Es ist bezeichnend für die Hartnäckigkeit des IS, dass wenige Tage nach diesem vernichtenden Schlag, am 23. Februar, eine Gruppe von IS-Kämpfern in Sabratha die dortige Polizeizentrale stürmten und drei Stunden lang in ihrem Besitz hielten. Die Kämpfer waren offenbar aus einem anderen Versteck in der Stadt hervorgestürmt. Die Polizeiverantwortlichen sagten, der IS habe eine Gelegenheit benützt, die dadurch gegeben war, dass die lokalen Polizeikräfte mit einer Razzia ausserhalb Sabrathas beschäftigt waren. Die Kämpfe um die Polizeizentrale hätten vier Tote gekostet, auf welcher Seite, sagten die Quellen nicht.

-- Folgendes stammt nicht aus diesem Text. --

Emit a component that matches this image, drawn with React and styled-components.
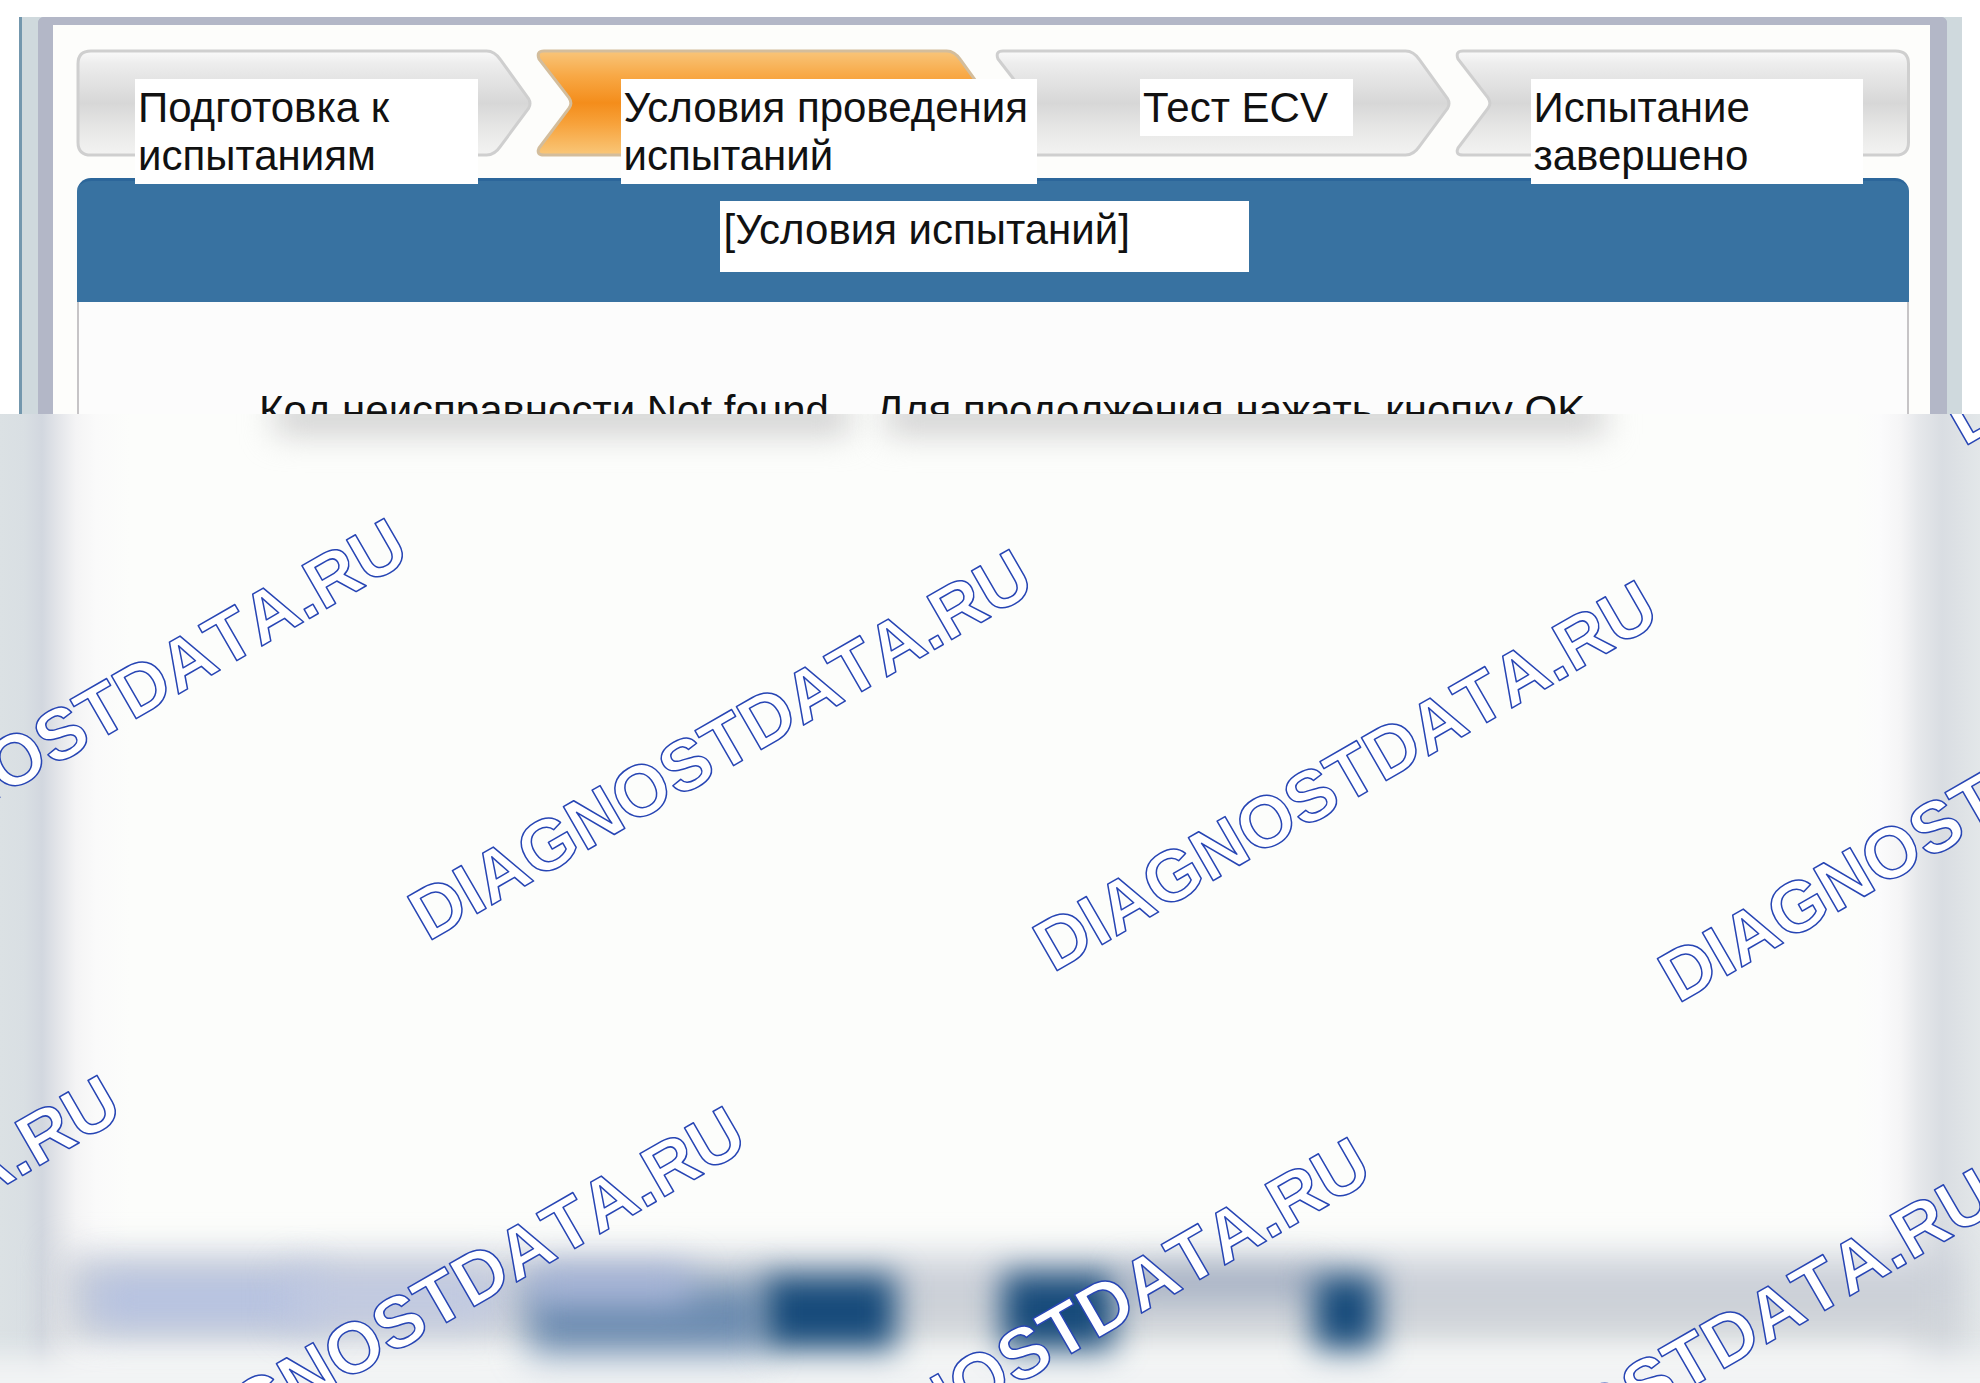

Chaotische Macht der Bewaffneten
Sogar wenn es am Ende gelingen sollte, die mehrheitliche Zustimmung des Parlamentes von Tobruk zu der erhofften Einheitsregierung zu erlangen und diese dadurch ihre Tätigkeit aufnehmen kann, bleibt die Frage, ob und wo sie zu regieren vermag. Tripolis steht ihr eher feindlich gegenüber. Das dortige – nicht international anerkannte – Parlament hat sich auch sehr energisch gegen die amerikanische Aktion in Sabratha ausgesprochen. Diese, so sagten die dortigen Sprecher, sei ein Vergehen gegen die libysche Souveränität.
Es gibt jedoch Hoffnungen, die Milizen von Misrata, die als die stärksten und einflussreichsten unter den in Tripolis zur «Libyschen Morgenröte» zusammengefassten Kräften gelten, könnten bereit sein, die Einheitsregierung zu stützen. Dies allerdings nur, wenn Haftar von seinem Posten zurücktritt oder aus ihm entfernt wird.
Der Umgang mit den über tausend bewaffneten Gruppen, die in Libyen ihr Unwesen treiben, wird jedenfalls die schwierigste Aufgabe und die eigentliche Bewährungsprobe sein, die der Einheitsregierung bevorsteht – wenn sie denn zustande kommt. Die westlichen Mächte, die sie zu stützen verprochen haben, stehen vor dem gleichen Hindernis.